For my analysis, I am taking historical data for the last 6 years, from 2015 to 2021.

My analysis will be based on the performance of the stock for the last 6 years.

 

 

for ticker, instrument in instruments.items():

    instruments_data[ticker] = instruments_data[ticker]["Adj Close"]

 

 

 

tr_days_per_year = data_df['HDFC.NS'].groupby([data_df['HDFC.NS'].index.year]).agg('count')

tr_days_per_year = pd.DataFrame([tr_days_per_year], index = ["All instruments (merged)"])

 

 

data = list(instruments_data.values())

data_df = reduce(lambda x, y: pd.merge(x, y, left_index=True, right_index=True, how='outer'), data).dropna()

data_df.columns = tickers

 

 

data_df

 

 

Now I have all my stocks with their historical Adjusted Close prices Date wise, I can now visualize the price of these stocks using Matplotlib.

 

fig, ax = plt.subplots(figsize=(12,8))

data_df.plot(ax = plt.gca(),grid = True)

ax.set_title('Adjusted Close for all instruments')

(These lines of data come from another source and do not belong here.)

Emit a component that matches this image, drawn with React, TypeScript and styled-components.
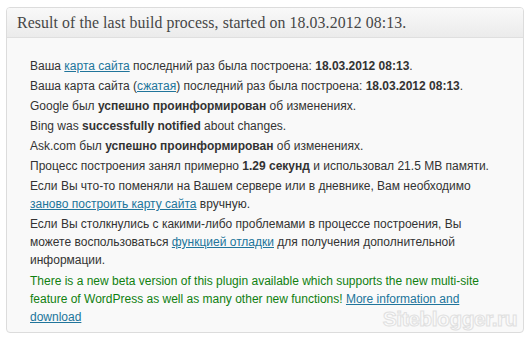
import React from "react";
import styled, { createGlobalStyle } from "styled-components";

const GlobalStyle = createGlobalStyle`
  html, body {
    margin: 0;
    padding: 0;
    background: #ffffff;
  }
`;

const Page = styled.div`
  width: 530px;
  height: 342px;
  box-sizing: border-box;
  padding: 7px 6px 9px 6px;
`;

const Panel = styled.div`
  position: relative;
  height: 100%;
  box-sizing: border-box;
  border: 1px solid #dcdcdc;
  border-radius: 4px;
  background: #f9f9f9;
  overflow: hidden;
`;

const Header = styled.h3`
  margin: 0;
  height: 29px;
  border-bottom: 1px solid #dfdfdf;
  background: linear-gradient(to bottom, #f9f9f9, #ebebeb);
  padding: 0 0 0 10px;
  font-family: "Liberation Serif", serif;
  font-weight: normal;
  font-size: 15.8px;
  line-height: 30px;
  color: #464646;
  letter-spacing: 0.1px;
`;

const List = styled.ul`
  list-style: none;
  margin: 0;
  padding: 19px 0 0 23px;
  font-family: "Liberation Sans", Arial, sans-serif;
  font-size: 12px;
  line-height: 18px;
  color: #333333;
`;

const Item = styled.li<{ $tone?: "green"; $gap?: number }>`
  margin: ${(p) => p.$gap ?? 0}px 0 2px 0;
  color: ${(p) => (p.$tone === "green" ? "#108010" : "#333333")};
`;

const Link = styled.a`
  color: #21759b;
  text-decoration: underline;
`;

const Watermark = styled.div`
  position: absolute;
  right: 6px;
  bottom: 1px;
  font-family: "Liberation Sans", Arial, sans-serif;
  font-weight: bold;
  font-size: 21px;
  letter-spacing: -0.5px;
  color: #fbfbfb;
  -webkit-text-stroke: 1px #e0e0e0;
  pointer-events: none;
`;

export default function App() {
  return (
    <Page>
      <GlobalStyle />
      <Panel>
        <Header>Result of the last build process, started on 18.03.2012 08:13.</Header>
        <List>
          <Item>
            Ваша <Link href="#">карта сайта</Link> последний раз была построена: <b>18.03.2012 08:13</b>.
          </Item>
          <Item>
            Ваша карта сайта (<Link href="#">сжатая</Link>) последний раз была построена: <b>18.03.2012 08:13</b>.
          </Item>
          <Item>
            Google был <b>успешно проинформирован</b> об изменениях.
          </Item>
          <Item>
            Bing was <b>successfully notified</b> about changes.
          </Item>
          <Item>
            Ask.com был <b>успешно проинформирован</b> об изменениях.
          </Item>
          <Item>
            Процесс построения занял примерно <b>1.29 секунд</b> и использовал 21.5 MB памяти.
          </Item>
          <Item>
            Если Вы что-то поменяли на Вашем сервере или в дневнике, Вам необходимо
            <br />
            <Link href="#">заново построить карту сайта</Link> вручную.
          </Item>
          <Item $gap={1}>
            Если Вы столкнулись с какими-либо проблемами в процессе построения, Вы
            <br />
            можете воспользоваться <Link href="#">функцией отладки</Link> для получения дополнительной
            <br />
            информации.
          </Item>
          <Item $tone="green" $gap={3}>
            There is a new beta version of this plugin available which supports the new multi-site
            <br />
            feature of WordPress as well as many other new functions! <Link href="#">More information and</Link>
            <br />
            <Link href="#">download</Link>
          </Item>
        </List>
        <Watermark>Siteblogger.ru</Watermark>
      </Panel>
    </Page>
  );
}
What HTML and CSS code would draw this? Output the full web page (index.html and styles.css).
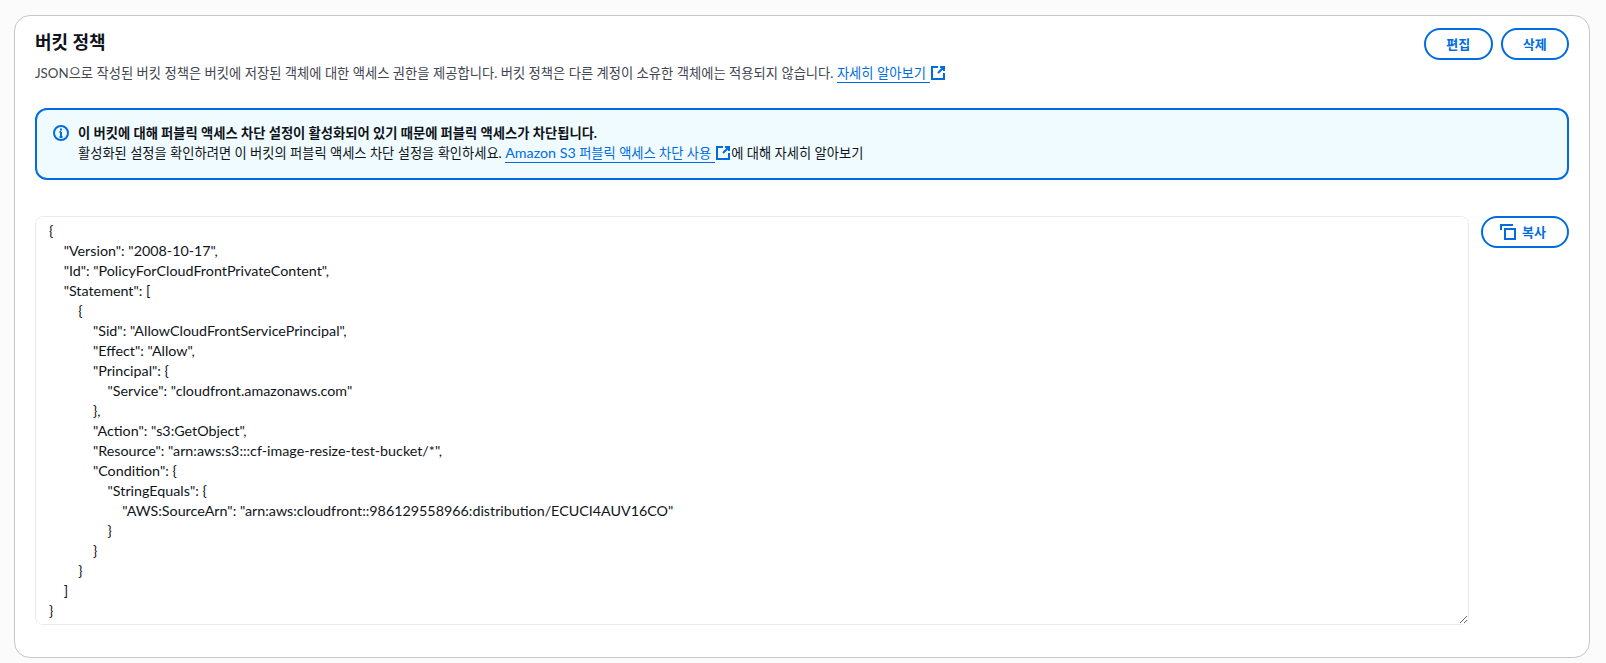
FILE: index.html
```html
<!DOCTYPE html>
<html lang="ko">
<head>
<meta charset="utf-8">
<title>버킷 정책</title>
<link rel="stylesheet" href="styles.css">
</head>
<body>
<section class="card">
  <header class="head">
    <div class="head-text">
      <h2 class="title">버킷 정책</h2>
      <p class="desc">JSON으로 작성된 버킷 정책은 버킷에 저장된 객체에 대한 액세스 권한을 제공합니다. 버킷 정책은 다른 계정이 소유한 객체에는 적용되지 않습니다. <a class="link" href="#">자세히 알아보기<span class="gap"> </span></a><svg class="ext" viewBox="0 0 16 16"><path d="M8 2H2v12h12V8M10 2h4v4M14 2 8 8"/></svg></p>
    </div>
    <div class="actions">
      <button class="btn btn-head">편집</button>
      <button class="btn btn-head">삭제</button>
    </div>
  </header>
  <div class="alert">
    <svg class="info" viewBox="0 0 16 16"><circle cx="8" cy="8" r="7"/><path d="M8 7v5M6.5 12h3M6.5 7H8"/><path class="dot" d="M7 3.5h2v2H7z"/></svg>
    <div class="alert-text">
      <strong class="alert-title">이 버킷에 대해 퍼블릭 액세스 차단 설정이 활성화되어 있기 때문에 퍼블릭 액세스가 차단됩니다.</strong>
      <div>활성화된 설정을 확인하려면 이 버킷의 퍼블릭 액세스 차단 설정을 확인하세요. <a class="link" href="#"><span class="latin">Amazon S3</span> 퍼블릭 액세스 차단 사용<span class="gap"> </span></a><svg class="ext" viewBox="0 0 16 16"><path d="M8 2H2v12h12V8M10 2h4v4M14 2 8 8"/></svg>에 대해 자세히 알아보기</div>
    </div>
  </div>
  <div class="policy">
    <div class="code">{
    "Version": "2008-10-17",
    "Id": "PolicyForCloudFrontPrivateContent",
    "Statement": [
        {
            "Sid": "AllowCloudFrontServicePrincipal",
            "Effect": "Allow",
            "Principal": {
                "Service": "cloudfront.amazonaws.com"
            },
            "Action": "s3:GetObject",
            "Resource": "arn:aws:s3:::cf-image-resize-test-bucket/*",
            "Condition": {
                "StringEquals": {
                    "AWS:SourceArn": "arn:aws:cloudfront::986129558966:distribution/ECUCI4AUV16CO"
                }
            }
        }
    ]
}</div>
    <button class="btn btn-copy"><svg class="copy" viewBox="0 0 16 16"><path d="M1 6V1h12"/><path d="M5 5h10v10H5z"/></svg>복사</button>
  </div>
</section>
</body>
</html>
```

FILE: styles.css
```css
* { box-sizing: border-box; }
body {
  margin: 0;
  padding: 15px 16px 0 14px;
  background: #fbfbfb;
  color: #0f141a;
  font-family: "Lato", "Noto Sans CJK KR", sans-serif;
  font-size: 13.25px;
  line-height: 20px;
}
.card {
  height: 643px;
  padding: 12px 20px 20px 20px;
  background: #fff;
  border: 1px solid #c6c6cd;
  border-radius: 16px;
}
.head { display: flex; justify-content: space-between; align-items: flex-start; }
.title { margin: 1px 0 0; font-size: 18px; line-height: 26px; font-weight: 700; }
.desc { margin: 8px 0 0; color: #424650; font-size: 13.3px; }
.link { color: #006ce0; text-decoration: none; border-bottom: 1px solid #006ce0; padding-bottom: 1px; }
.latin { font-size: 14.3px; line-height: 18px; }
.gap { display: inline-block; width: 4px; }
.ext { width: 16px; height: 16px; vertical-align: -3px; fill: none; stroke: #006ce0; stroke-width: 2; }
.actions { display: flex; gap: 8px; }
.btn {
  height: 32px;
  padding: 0 20px;
  background: #fff;
  color: #006ce0;
  border: 2px solid #006ce0;
  border-radius: 20px;
  font: 700 13px/20px "Lato", "Noto Sans CJK KR", sans-serif;
}
.btn-head { width: 68.5px; padding: 0; }
.alert {
  display: flex;
  gap: 9px;
  height: 72px;
  margin-top: 25px;
  padding: 13px 16px;
  background: #f0fbff;
  border: 2px solid #006ce0;
  border-radius: 12px;
}
.info { flex: none; width: 16px; height: 16px; margin-top: 2px; fill: none; stroke: #006ce0; stroke-width: 2; }
.info .dot { fill: #006ce0; stroke: none; }
.alert-title { display: block; font-weight: 700; font-size: 13.3px; }
.policy { display: flex; align-items: flex-start; gap: 12px; margin-top: 36px; }
.code {
  flex: 1;
  height: 409px;
  padding: 4px 13px;
  background: #fff;
  border: 1px solid #e8eaec;
  border-radius: 8px;
  font-size: 14.3px;
  line-height: 20px;
  white-space: pre;
  overflow: auto;
  resize: both;
}
.btn-copy {
  flex: none;
  display: flex;
  align-items: center;
  justify-content: center;
  gap: 6px;
  width: 88px;
  padding: 0 4px 0 0;
}
.copy { width: 16px; height: 16px; fill: none; stroke: #006ce0; stroke-width: 2; }
```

ax.set_facecolor((0.95, 0.95, 0.99))

ax.grid(c = (0.75, 0.75, 0.99))

plt.show()

 

 

 

 

RISK & RETURN ANALYSIS

 

 Return on an Instrument represents a combination of dividends (in stocks) and changes in the price (capital gain or lose)

 

 

 

 We will use log returns. From the formula, we can see that the sum of the log differences can be interpreted as the total change over the period summed.

 

log_returns = data_df.pct_change()

 

 

log_returns.plot(grid = True, figsize = (15,10)).axhline(y = 0, color = "black", lw = 2)

plt.show

 

 

 

 

The above Log Return shows that Returns are quite stable for most of the instruments.

 

 

Now we will calculate Annual Percentage Rate (APR)

 

APR = log_returns.groupby([log_returns.index.year]).agg('sum')

APR_avg = APR.mean()

pd.DataFrame(APR_avg, columns=['Average APR']).T

 

 

 

 

Now we will calculate the Average Percentage Yield (APY)

 

N = np.array(tr_days_per_year.T)

N_total = np.sum(N)

APY = (1  + APR / N )**N - 1

APY_avg = (1  + APR_avg /N_total  )**N_total - 1

 

 

pd.DataFrame(APY_avg, columns = ['Average APY']).T

 

 

 

 

 

 

 

RISK CALCULATION

 

 Standard Deviation (Annualized)

 

STD = log_returns.groupby([log_returns.index.year]).agg('std') * np.sqrt(252)

STD_avg = STD.mean()

 

pd.DataFrame(STD_avg, columns = ['Average STD']).T

 

Variance (Annualized)

 

VAR = STD **2

VAR_avg = VAR.mean()

 

pd.DataFrame(VAR_avg, columns = ['Average VAR']).T

 

Average Annualized Variance for all 6 years

RISK VS RETURN

 

# configuration - generate different colors & sizes

c = [y + x for y, x in zip(APY_avg, STD_avg)]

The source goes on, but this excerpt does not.